I have deep respect for both Donizetti and his librettist Salvatore Cammarano (who, besides “Pia” wrote the libretti for the operatic hits “Lucia di Lammermoor” and Verdi’s “Il Trovatore”). However, I believe “Pia” has one character too many, and I would have eliminated that of Ghino, and had Ubaldo relay the suspicions about Pia’s mysterious visitor to Nello.) Other essayists on this opera are strong defenders of the character of Ghino, who sings some of Donizetti’s most eloquent writing for the tenor voice.

I prefer the performing editions that contain all of the music Donizetti wrote for the opera.
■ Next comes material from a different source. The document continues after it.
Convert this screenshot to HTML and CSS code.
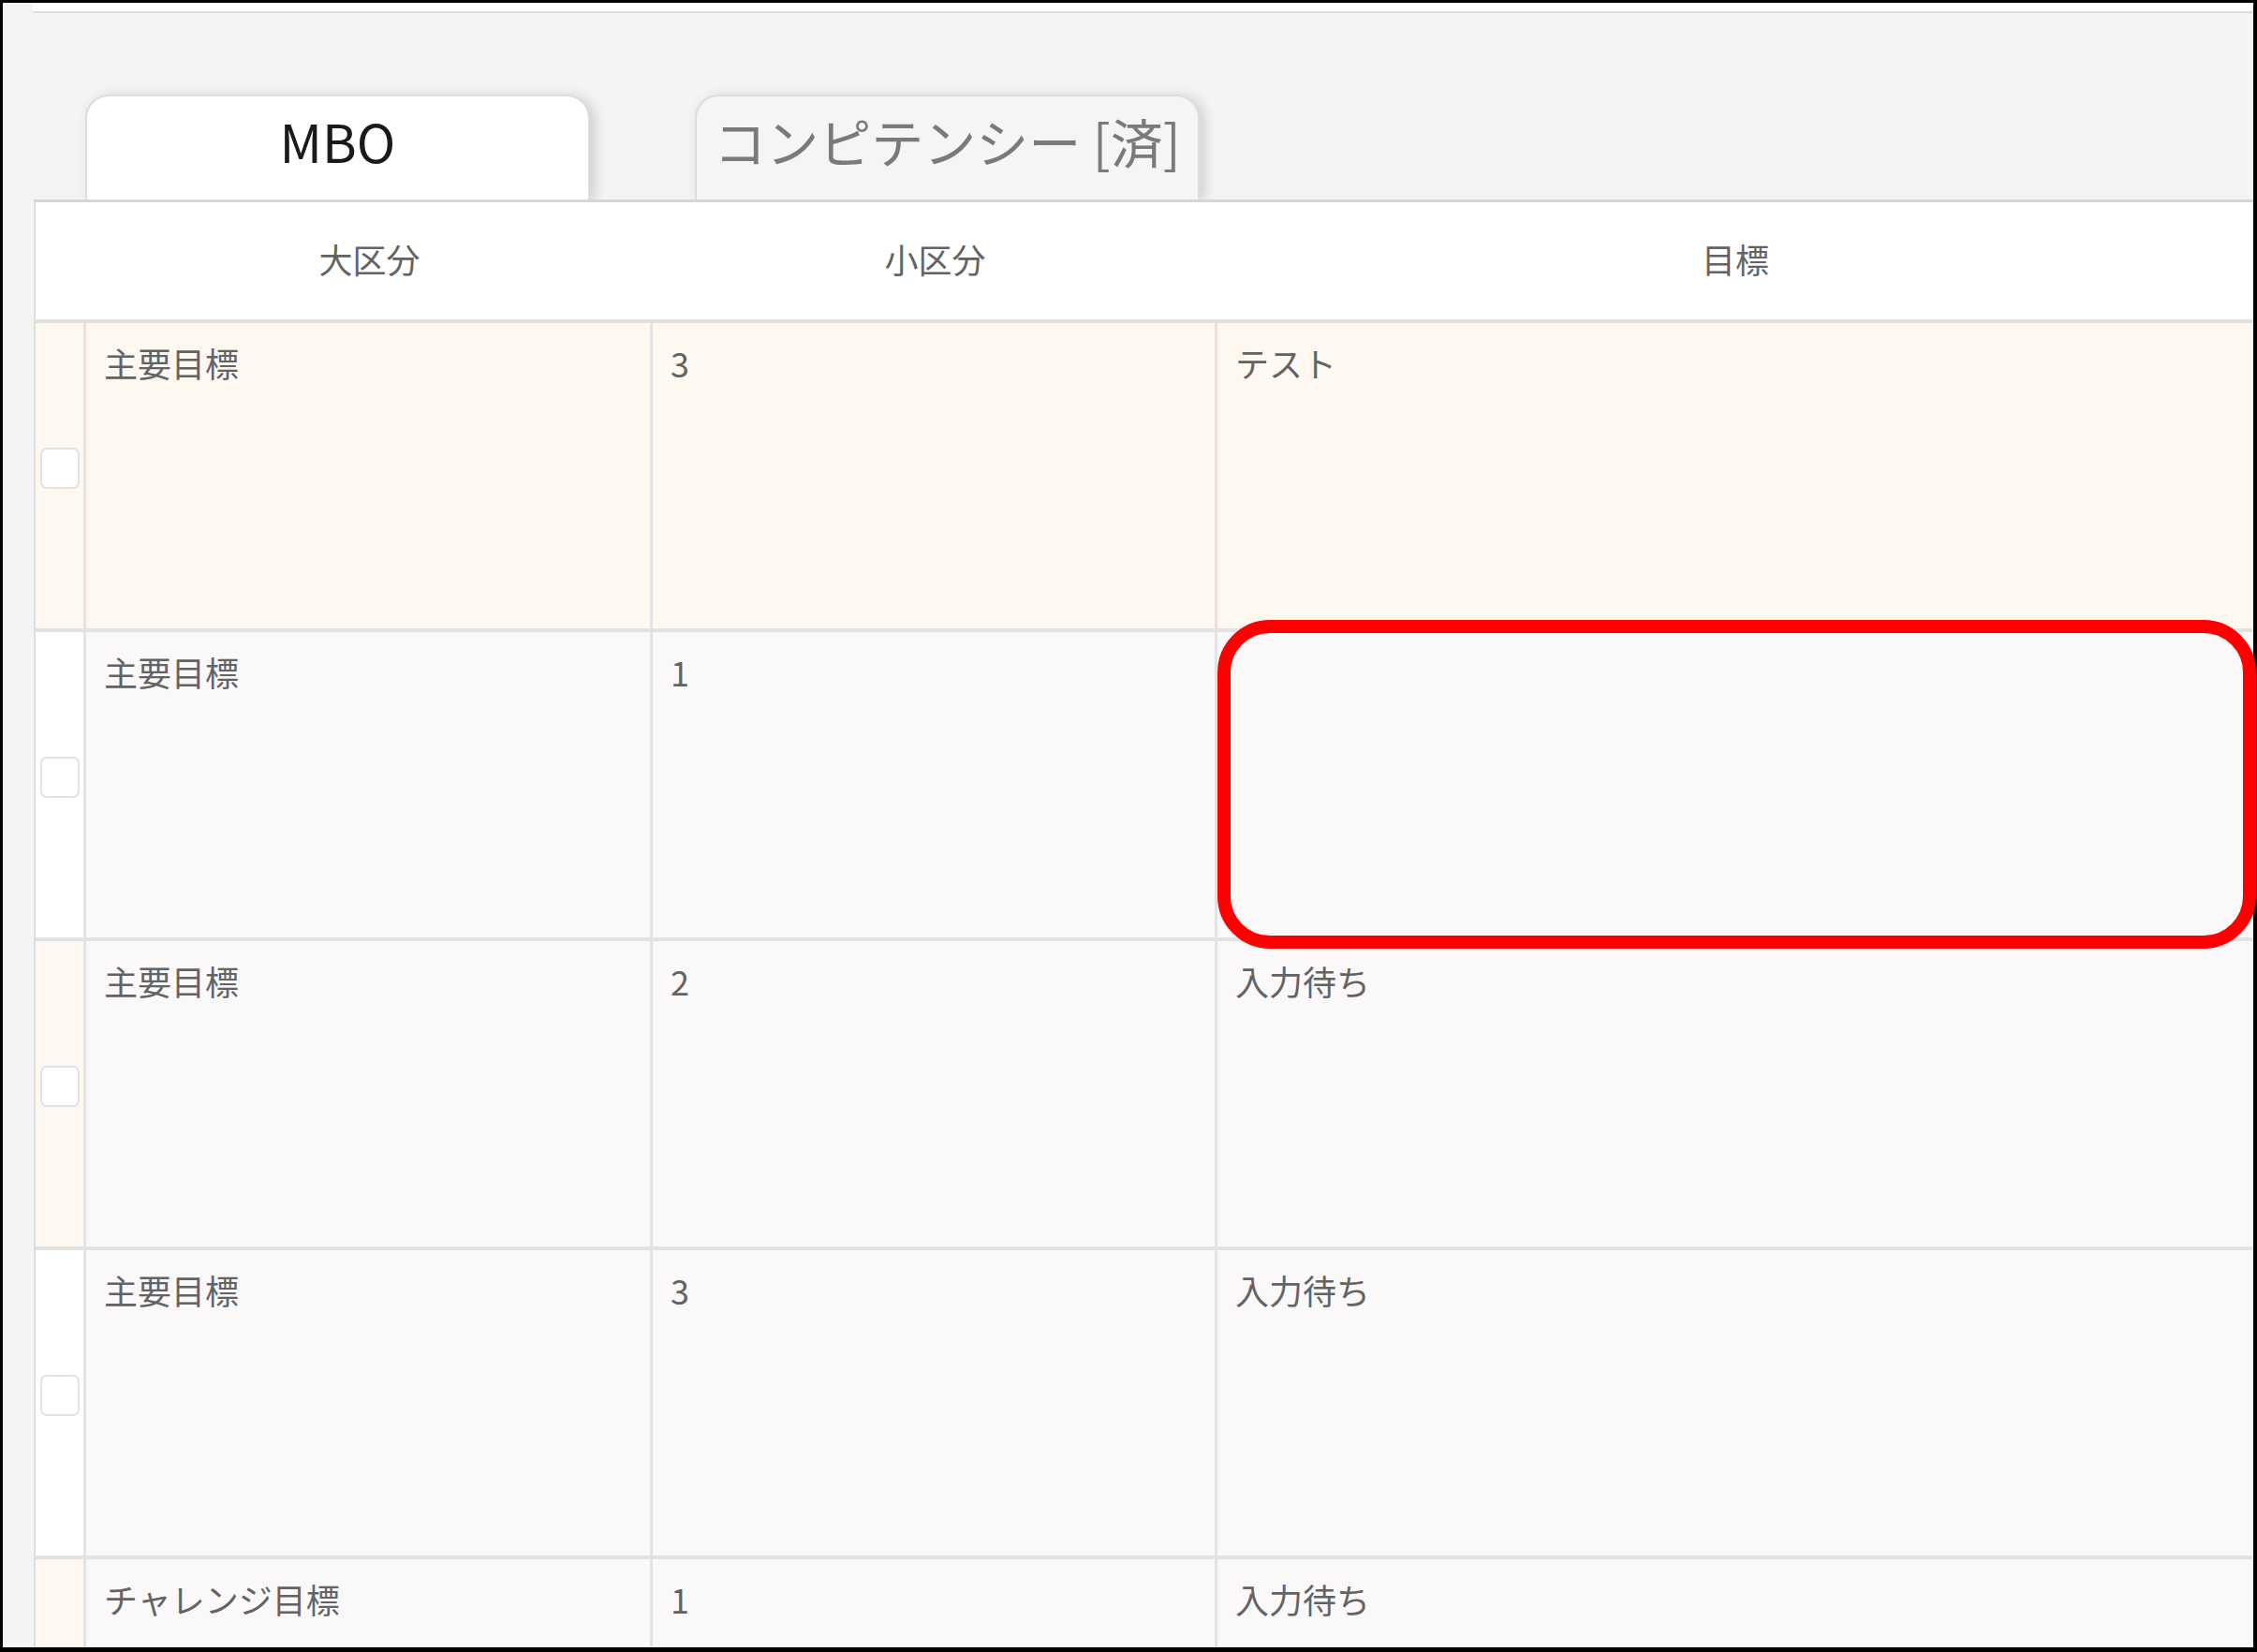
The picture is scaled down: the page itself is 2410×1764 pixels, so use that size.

It is the task of the production designer and director to sort out how to stage the opera and what “messages” to emphasize for contemporary audiences.

 Andrea Cigni’s direction and Dario Gessati’s Sets

21st century opera audiences should find sympathy with the resistance forces standing against the world represented by Ghino and Nello, highlighted in this production by setting the opera in the Italian Fascist era.

[Below: Director Andrea Cigni; edited image, based on a publicity photograph, from andreacigni.it.]

Italian director Andrea Cigni has  tackled “Pia’s” perceived dramatic flaws through the time-shift to the fascist era, with Nello a fascist leader, Rodrigo the leader of the resistence and Pia’s affections split between her fascist husband and her resistance-leading brother.

Recommendation

I recommend the opera, cast, conductor and production to veteran opera goers and persons new to opera curious about beautifully sung early 19th century Italian operas.